• MATERIAL PROVIDED:

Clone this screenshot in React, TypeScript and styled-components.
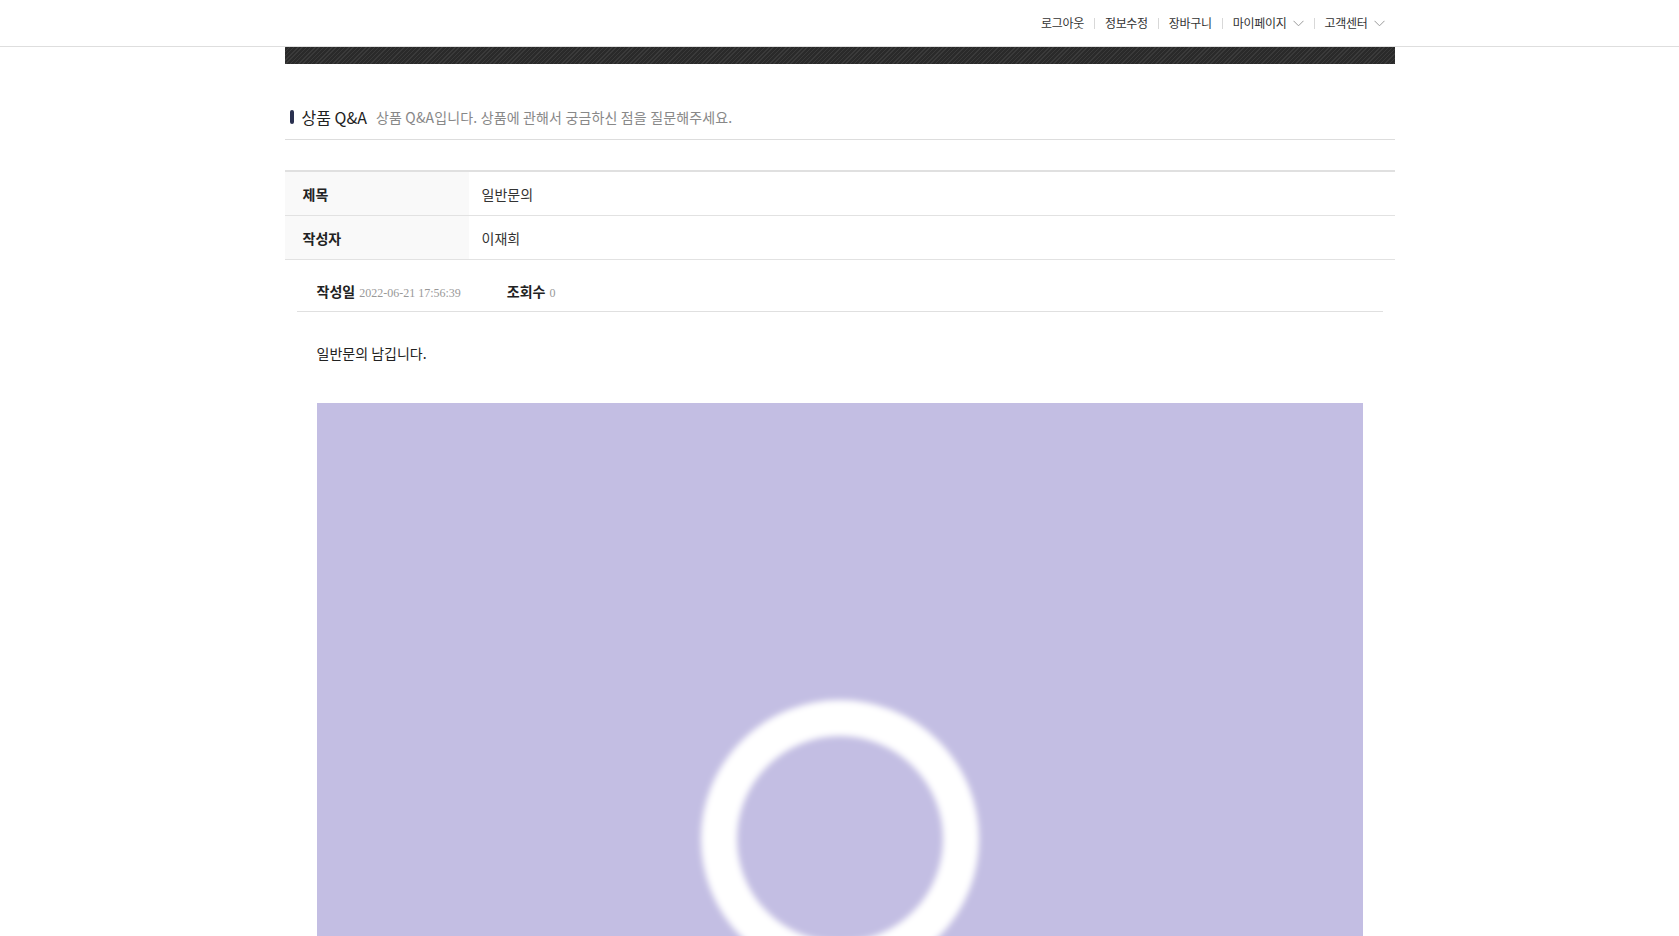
import React from "react";
import styled, { createGlobalStyle } from "styled-components";

const Global = createGlobalStyle`
  html, body { margin: 0; padding: 0; background: #fff; }
  body {
    font-family: "Noto Sans CJK KR", "Noto Sans", sans-serif;
    color: #222;
  }
  * { box-sizing: border-box; }
`;

const Header = styled.header`
  height: 47px;
  border-bottom: 1px solid #dedede;
`;

const Container = styled.div`
  width: 1110px;
  margin: 0 auto;
`;

const Nav = styled.nav`
  height: 46px;
  display: flex;
  justify-content: flex-end;
  align-items: center;
  padding-right: 10px;
`;

const NavItem = styled.a`
  display: flex;
  align-items: center;
  gap: 6px;
  font-size: 12px;
  color: #333;
  text-decoration: none;
  line-height: 16px;
  letter-spacing: -0.3px;
`;

const Sep = styled.span`
  width: 1px;
  height: 11px;
  background: #d8d8d8;
  margin: 0 10px;
`;

const Band = styled.div`
  height: 17px;
  background-color: #2e2e2e;
  background-image: repeating-linear-gradient(
    135deg,
    #3a3a3a 0px,
    #3a3a3a 1px,
    #2a2a2a 1px,
    #2a2a2a 3px
  );
`;

const TitleRow = styled.div`
  display: flex;
  align-items: center;
  padding: 39px 0 8px 5px;
  border-bottom: 1px solid #ddd;
  height: 76px;
`;

const TitleBar = styled.span`
  width: 4px;
  height: 14px;
  border-radius: 2px;
  background: #2a3150;
  margin-right: 8px;
`;

const TitleText = styled.h2`
  margin: 0;
  font-size: 16px;
  font-weight: 400;
  color: #222;
  line-height: 28px;
`;

const TitleSub = styled.span`
  margin-left: 9px;
  font-size: 14px;
  color: #888;
  line-height: 28px;
  letter-spacing: 0.15px;
`;

const Table = styled.div`
  margin-top: 30px;
  border-top: 2px solid #e0e0e0;
`;

const Row = styled.div`
  display: grid;
  grid-template-columns: 184px 1fr;
  height: 44px;
  border-bottom: 1px solid #e2e2e2;
`;

const Label = styled.div`
  background: #f9f9f9;
  padding-left: 18px;
  display: flex;
  align-items: center;
  font-size: 14px;
  font-weight: 700;
  color: #222;
`;

const Value = styled.div`
  padding-left: 13px;
  display: flex;
  align-items: center;
  font-size: 14px;
  color: #333;
`;

const Detail = styled.div`
  padding: 0 12px;
`;

const Meta = styled.div`
  display: flex;
  align-items: center;
  gap: 46px;
  padding: 22px 20px 9px;
  height: 52px;
  border-bottom: 1px solid #e0e0e0;
`;

const MetaItem = styled.div`
  display: flex;
  align-items: baseline;
  gap: 4px;
  line-height: 20px;
`;

const MetaLabel = styled.span`
  font-size: 14px;
  font-weight: 700;
  color: #222;
`;

const MetaValue = styled.span`
  font-family: "Liberation Serif", "DejaVu Serif", serif;
  font-size: 12px;
  color: #999;
`;

const Content = styled.div`
  padding: 31px 20px 0;
`;

const BodyText = styled.p`
  margin: 0;
  font-size: 14px;
  line-height: 20px;
  color: #222;
`;

const Picture = styled.div`
  margin-top: 40px;
  height: 872px;
  background: #c3bee3;
  display: flex;
  align-items: center;
  justify-content: center;
`;

const Chevron = () => (
  <svg width="11" height="7" viewBox="0 0 11 7" fill="none">
    <path d="M0.5 0.8 L5.5 5.8 L10.5 0.8" stroke="#9a9a9a" strokeWidth="1" />
  </svg>
);

const Ring = () => (
  <svg width="300" height="300" viewBox="0 0 300 300">
    <defs>
      <filter id="soft" x="-20%" y="-20%" width="140%" height="140%">
        <feGaussianBlur stdDeviation="3" />
      </filter>
    </defs>
    <circle
      cx="150"
      cy="150"
      r="121"
      fill="none"
      stroke="#ffffff"
      strokeWidth="36"
      filter="url(#soft)"
    />
  </svg>
);

export default function App() {
  return (
    <>
      <Global />
      <Header>
        <Container>
          <Nav>
            <NavItem>로그아웃</NavItem>
            <Sep />
            <NavItem>정보수정</NavItem>
            <Sep />
            <NavItem>장바구니</NavItem>
            <Sep />
            <NavItem>
              마이페이지 <Chevron />
            </NavItem>
            <Sep />
            <NavItem>
              고객센터 <Chevron />
            </NavItem>
          </Nav>
        </Container>
      </Header>
      <Container>
        <Band />
        <TitleRow>
          <TitleBar />
          <TitleText>상품 Q&amp;A</TitleText>
          <TitleSub>상품 Q&amp;A입니다. 상품에 관해서 궁금하신 점을 질문해주세요.</TitleSub>
        </TitleRow>
        <Table>
          <Row>
            <Label>제목</Label>
            <Value>일반문의</Value>
          </Row>
          <Row>
            <Label>작성자</Label>
            <Value>이재희</Value>
          </Row>
        </Table>
        <Detail>
          <Meta>
            <MetaItem>
              <MetaLabel>작성일</MetaLabel>
              <MetaValue>2022-06-21 17:56:39</MetaValue>
            </MetaItem>
            <MetaItem>
              <MetaLabel>조회수</MetaLabel>
              <MetaValue>0</MetaValue>
            </MetaItem>
          </Meta>
          <Content>
            <BodyText>일반문의 남깁니다.</BodyText>
            <Picture>
              <Ring />
            </Picture>
          </Content>
        </Detail>
      </Container>
    </>
  );
}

• REQUIRED TASK: Return each line exactly as written. Any picture gets left out.

• EXPECTED OUTPUT:
Clone this screenshot in React, TypeScript and styled-components.
import React from "react";
import styled, { createGlobalStyle } from "styled-components";

const Global = createGlobalStyle`
  html, body { margin: 0; padding: 0; background: #fff; }
  body {
    font-family: "Noto Sans CJK KR", "Noto Sans", sans-serif;
    color: #222;
  }
  * { box-sizing: border-box; }
`;

const Header = styled.header`
  height: 47px;
  border-bottom: 1px solid #dedede;
`;

const Container = styled.div`
  width: 1110px;
  margin: 0 auto;
`;

const Nav = styled.nav`
  height: 46px;
  display: flex;
  justify-content: flex-end;
  align-items: center;
  padding-right: 10px;
`;

const NavItem = styled.a`
  display: flex;
  align-items: center;
  gap: 6px;
  font-size: 12px;
  color: #333;
  text-decoration: none;
  line-height: 16px;
  letter-spacing: -0.3px;
`;

const Sep = styled.span`
  width: 1px;
  height: 11px;
  background: #d8d8d8;
  margin: 0 10px;
`;

const Band = styled.div`
  height: 17px;
  background-color: #2e2e2e;
  background-image: repeating-linear-gradient(
    135deg,
    #3a3a3a 0px,
    #3a3a3a 1px,
    #2a2a2a 1px,
    #2a2a2a 3px
  );
`;

const TitleRow = styled.div`
  display: flex;
  align-items: center;
  padding: 39px 0 8px 5px;
  border-bottom: 1px solid #ddd;
  height: 76px;
`;

const TitleBar = styled.span`
  width: 4px;
  height: 14px;
  border-radius: 2px;
  background: #2a3150;
  margin-right: 8px;
`;

const TitleText = styled.h2`
  margin: 0;
  font-size: 16px;
  font-weight: 400;
  color: #222;
  line-height: 28px;
`;

const TitleSub = styled.span`
  margin-left: 9px;
  font-size: 14px;
  color: #888;
  line-height: 28px;
  letter-spacing: 0.15px;
`;

const Table = styled.div`
  margin-top: 30px;
  border-top: 2px solid #e0e0e0;
`;

const Row = styled.div`
  display: grid;
  grid-template-columns: 184px 1fr;
  height: 44px;
  border-bottom: 1px solid #e2e2e2;
`;

const Label = styled.div`
  background: #f9f9f9;
  padding-left: 18px;
  display: flex;
  align-items: center;
  font-size: 14px;
  font-weight: 700;
  color: #222;
`;

const Value = styled.div`
  padding-left: 13px;
  display: flex;
  align-items: center;
  font-size: 14px;
  color: #333;
`;

const Detail = styled.div`
  padding: 0 12px;
`;

const Meta = styled.div`
  display: flex;
  align-items: center;
  gap: 46px;
  padding: 22px 20px 9px;
  height: 52px;
  border-bottom: 1px solid #e0e0e0;
`;

const MetaItem = styled.div`
  display: flex;
  align-items: baseline;
  gap: 4px;
  line-height: 20px;
`;

const MetaLabel = styled.span`
  font-size: 14px;
  font-weight: 700;
  color: #222;
`;

const MetaValue = styled.span`
  font-family: "Liberation Serif", "DejaVu Serif", serif;
  font-size: 12px;
  color: #999;
`;

const Content = styled.div`
  padding: 31px 20px 0;
`;

const BodyText = styled.p`
  margin: 0;
  font-size: 14px;
  line-height: 20px;
  color: #222;
`;

const Picture = styled.div`
  margin-top: 40px;
  height: 872px;
  background: #c3bee3;
  display: flex;
  align-items: center;
  justify-content: center;
`;

const Chevron = () => (
  <svg width="11" height="7" viewBox="0 0 11 7" fill="none">
    <path d="M0.5 0.8 L5.5 5.8 L10.5 0.8" stroke="#9a9a9a" strokeWidth="1" />
  </svg>
);

const Ring = () => (
  <svg width="300" height="300" viewBox="0 0 300 300">
    <defs>
      <filter id="soft" x="-20%" y="-20%" width="140%" height="140%">
        <feGaussianBlur stdDeviation="3" />
      </filter>
    </defs>
    <circle
      cx="150"
      cy="150"
      r="121"
      fill="none"
      stroke="#ffffff"
      strokeWidth="36"
      filter="url(#soft)"
    />
  </svg>
);

export default function App() {
  return (
    <>
      <Global />
      <Header>
        <Container>
          <Nav>
            <NavItem>로그아웃</NavItem>
            <Sep />
            <NavItem>정보수정</NavItem>
            <Sep />
            <NavItem>장바구니</NavItem>
            <Sep />
            <NavItem>
              마이페이지 <Chevron />
            </NavItem>
            <Sep />
            <NavItem>
              고객센터 <Chevron />
            </NavItem>
          </Nav>
        </Container>
      </Header>
      <Container>
        <Band />
        <TitleRow>
          <TitleBar />
          <TitleText>상품 Q&amp;A</TitleText>
          <TitleSub>상품 Q&amp;A입니다. 상품에 관해서 궁금하신 점을 질문해주세요.</TitleSub>
        </TitleRow>
        <Table>
          <Row>
            <Label>제목</Label>
            <Value>일반문의</Value>
          </Row>
          <Row>
            <Label>작성자</Label>
            <Value>이재희</Value>
          </Row>
        </Table>
        <Detail>
          <Meta>
            <MetaItem>
              <MetaLabel>작성일</MetaLabel>
              <MetaValue>2022-06-21 17:56:39</MetaValue>
            </MetaItem>
            <MetaItem>
              <MetaLabel>조회수</MetaLabel>
              <MetaValue>0</MetaValue>
            </MetaItem>
          </Meta>
          <Content>
            <BodyText>일반문의 남깁니다.</BodyText>
            <Picture>
              <Ring />
            </Picture>
          </Content>
        </Detail>
      </Container>
    </>
  );
}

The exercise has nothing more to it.